Abstract

The Zippa Mountain intrusion is of Late Triassic age and is situated in the Iskut River area of northwest British Columbia. The pluton is elliptical in shape and 3.5 by 5 km in diameter. The pluton intrudes Palaeozoic and Triassic rocks within Stikinia and is compositionally zoned from clinopyroxenite at the pluton margins to a core of syenite. The Zippa Mountain pluton comprises aegirine-augite, potassium feldspar, and minor biotite, hornblende, nepheline, vishnevite, titanian andradite, titanite, and apatite. Based on new field, petrographic, and chemical data this intrusion is shown to be silica-undersaturated, strongly alkaline, and ultrapotassic. We interpret the pluton as a single pulse of magma, which entered a shallow-level crustal magma chamber.
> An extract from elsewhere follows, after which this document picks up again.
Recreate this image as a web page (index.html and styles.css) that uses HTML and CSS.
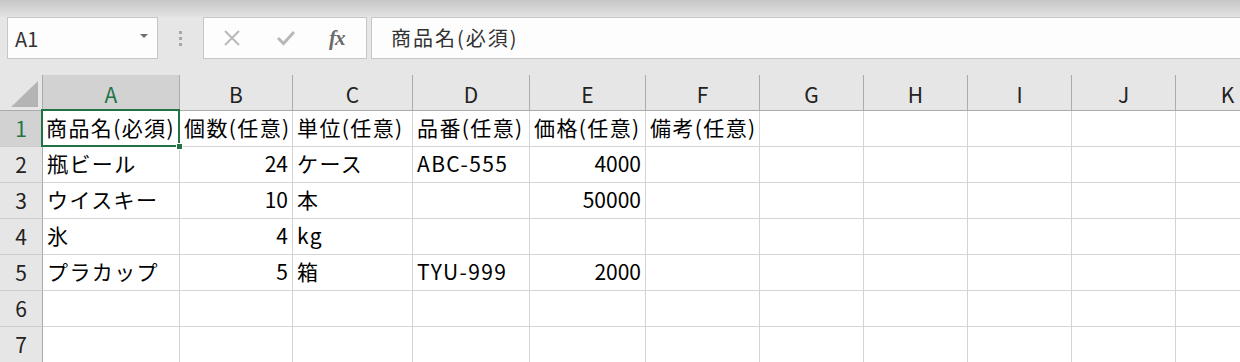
FILE: index.html
```html
<!DOCTYPE html>
<html lang="ja">
<head>
    <meta charset="UTF-8">
    <title>Book1 - Excel</title>
    <link rel="stylesheet" href="styles.css">
</head>
<body>
    <div class="ribbon-fade"></div>

    <div class="formula-bar">
        <div class="name-box">
            <span>A1</span>
            <span class="caret"></span>
        </div>
        <div class="grip"><i></i><i></i><i></i></div>
        <div class="fx-buttons">
            <svg class="btn-icon" width="18" height="18" viewBox="0 0 18 18">
                <path d="M2 2 L16 16 M16 2 L2 16" stroke="#b9b9b9" stroke-width="2" fill="none"/>
            </svg>
            <svg class="btn-icon" width="20" height="18" viewBox="0 0 20 18">
                <path d="M2 9 L7.5 14.5 L18 3" stroke="#b9b9b9" stroke-width="3" fill="none"/>
            </svg>
            <span class="fx">fx</span>
        </div>
        <div class="formula-input">商品名(必須)</div>
    </div>

    <div class="sheet">
        <div class="corner"><span class="select-all"></span></div>
        <div class="col-head selected">A</div>
        <div class="col-head">B</div>
        <div class="col-head">C</div>
        <div class="col-head">D</div>
        <div class="col-head">E</div>
        <div class="col-head">F</div>
        <div class="col-head">G</div>
        <div class="col-head">H</div>
        <div class="col-head">I</div>
        <div class="col-head">J</div>
        <div class="col-head">K</div>

        <!-- 1 -->
        <div class="row-head selected">1</div>
        <div class="cell active">商品名(必須)<span class="fill-handle"></span></div>
        <div class="cell">個数(任意)</div>
        <div class="cell">単位(任意)</div>
        <div class="cell">品番(任意)</div>
        <div class="cell">価格(任意)</div>
        <div class="cell">備考(任意)</div>
        <div class="cell"></div><div class="cell"></div><div class="cell"></div><div class="cell"></div><div class="cell"></div>

        <!-- 2 -->
        <div class="row-head">2</div>
        <div class="cell">瓶ビール</div>
        <div class="cell num">24</div>
        <div class="cell">ケース</div>
        <div class="cell">ABC-555</div>
        <div class="cell num">4000</div>
        <div class="cell"></div>
        <div class="cell"></div><div class="cell"></div><div class="cell"></div><div class="cell"></div><div class="cell"></div>

        <!-- 3 -->
        <div class="row-head">3</div>
        <div class="cell">ウイスキー</div>
        <div class="cell num">10</div>
        <div class="cell">本</div>
        <div class="cell"></div>
        <div class="cell num">50000</div>
        <div class="cell"></div>
        <div class="cell"></div><div class="cell"></div><div class="cell"></div><div class="cell"></div><div class="cell"></div>

        <!-- 4 -->
        <div class="row-head">4</div>
        <div class="cell">氷</div>
        <div class="cell num">4</div>
        <div class="cell">kg</div>
        <div class="cell"></div>
        <div class="cell"></div>
        <div class="cell"></div>
        <div class="cell"></div><div class="cell"></div><div class="cell"></div><div class="cell"></div><div class="cell"></div>

        <!-- 5 -->
        <div class="row-head">5</div>
        <div class="cell">プラカップ</div>
        <div class="cell num">5</div>
        <div class="cell">箱</div>
        <div class="cell">TYU-999</div>
        <div class="cell num">2000</div>
        <div class="cell"></div>
        <div class="cell"></div><div class="cell"></div><div class="cell"></div><div class="cell"></div><div class="cell"></div>

        <!-- 6 -->
        <div class="row-head">6</div>
        <div class="cell"></div><div class="cell"></div><div class="cell"></div><div class="cell"></div><div class="cell"></div>
        <div class="cell"></div><div class="cell"></div><div class="cell"></div><div class="cell"></div><div class="cell"></div><div class="cell"></div>

        <!-- 7 -->
        <div class="row-head">7</div>
        <div class="cell"></div><div class="cell"></div><div class="cell"></div><div class="cell"></div><div class="cell"></div>
        <div class="cell"></div><div class="cell"></div><div class="cell"></div><div class="cell"></div><div class="cell"></div><div class="cell"></div>
    </div>
</body>
</html>
```

FILE: styles.css
```css
html, body {
    margin: 0;
    padding: 0;
}
body {
    width: 1240px;
    height: 362px;
    overflow: hidden;
    background-color: #e6e6e6;
    font-family: "Noto Sans CJK JP", "Noto Sans", sans-serif;
    color: #000;
}
.ribbon-fade {
    height: 17px;
    background: linear-gradient(#c6c6c6, #e3e3e3);
}
.formula-bar {
    display: flex;
    align-items: stretch;
    height: 42px;
    padding: 0 0 16px 7px;
}
.name-box {
    width: 151px;
    box-sizing: border-box;
    display: flex;
    align-items: center;
    justify-content: space-between;
    padding: 0 9px 0 7px;
    background-color: #fdfdfd;
    border: 1px solid #c6c6c6;
    font-size: 20px;
    color: #333;
}
.name-box span:first-child {
    margin-top: 1px;
}
.caret {
    width: 0;
    height: 0;
    border-left: 4px solid transparent;
    border-right: 4px solid transparent;
    border-top: 4px solid #6f6f6f;
    margin-top: -4px;
}
.grip {
    width: 46px;
    display: flex;
    flex-direction: column;
    align-items: center;
    justify-content: center;
    gap: 3px;
    margin-left: -1px;
}
.grip i {
    display: block;
    width: 3px;
    height: 3px;
    background-color: #a8a8a8;
}
.fx-buttons {
    width: 164px;
    box-sizing: border-box;
    display: flex;
    align-items: center;
    background-color: #fdfdfd;
    border: 1px solid #c6c6c6;
    padding-left: 19px;
}
.fx-buttons svg:first-child {
    margin-right: 35px;
}
.fx-buttons svg:nth-child(2) {
    margin-right: 33px;
}
.fx {
    font-family: "Liberation Serif", serif;
    font-style: italic;
    font-weight: bold;
    font-size: 21px;
    color: #6a6a6a;
    letter-spacing: -1px;
}
.formula-input {
    flex: 1;
    margin-left: 4px;
    background-color: #fdfdfd;
    border: 1px solid #c6c6c6;
    border-right: none;
    display: flex;
    align-items: center;
    padding: 0 0 2px 19px;
    font-size: 20px;
    letter-spacing: 2px;
    color: #333;
}

.sheet {
    display: grid;
    grid-template-columns: 43px 137px 113px 120px 117px 116px 114px 104px 104px 104px 104px 104px;
    grid-template-rows: 36px repeat(7, 36px);
    font-size: 21px;
}
.corner, .col-head, .row-head, .cell {
    box-sizing: border-box;
    display: flex;
    align-items: center;
    white-space: nowrap;
}
.corner {
    background-color: #e6e6e6;
    border-right: 1px solid #ababab;
    border-bottom: 1px solid #ababab;
    padding: 5px 3px 3px 11px;
}
.select-all {
    width: 0;
    height: 0;
    border-left: 27px solid transparent;
    border-bottom: 26px solid #b4b4b4;
    margin-top: auto;
}
.col-head {
    justify-content: center;
    background-color: #e6e6e6;
    border-right: 1px solid #ababab;
    border-bottom: 1px solid #ababab;
    color: #222;
    padding-top: 2px;
}
.col-head.selected {
    background-color: #d2d2d2;
    color: #217346;
}
.row-head {
    justify-content: center;
    background-color: #e6e6e6;
    border-right: 1px solid #ababab;
    border-bottom: 1px solid #cdcdcd;
    color: #222;
    padding-bottom: 2px;
}
.row-head.selected {
    background-color: #d2d2d2;
    color: #217346;
}
.cell {
    background-color: #fff;
    border-right: 1px solid #d4d4d4;
    border-bottom: 1px solid #d4d4d4;
    padding: 0 3px 3px 4px;
    letter-spacing: 1.4px;
    overflow: visible;
}
.cell.num {
    justify-content: flex-end;
    padding-right: 4px;
    letter-spacing: 0;
}
.cell.active {
    position: relative;
    padding-left: 3px;
}
.cell.active::after {
    content: "";
    position: absolute;
    left: -2px;
    top: -2px;
    right: -1px;
    bottom: -1px;
    border: 2px solid #217346;
    pointer-events: none;
}
.fill-handle {
    position: absolute;
    right: -4px;
    bottom: -4px;
    width: 5px;
    height: 5px;
    background-color: #217346;
    border: 1px solid #fff;
    z-index: 1;
}
```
The potassic nature is a characteristic of the parental magma, but is enhanced by fractional crystallization and crystal sorting processes. The parental magma has affinities with arc-type magmas related to subduction (shoshonitic magma series), as is evidenced by high LILE/LREE ratio, and select depletion of HFSE. Upon emplacement, crystallization of clinopyroxene and then K-feldspar, and efficient physical sorting within the magma chamber, resulted in sidewall, marginal pyroxenite and roof-zone syenites, respectively. Continued fractionation in the core of the intrusion increased volatile contents and led to the crystallization of feldspathoids. Potentially, a mass of residual melt, and crystals of K-feldspar and feldspathoid, was buoyant relative to the surrounding pyroxenite, which allowed it it to rise and partly intrude the syenites.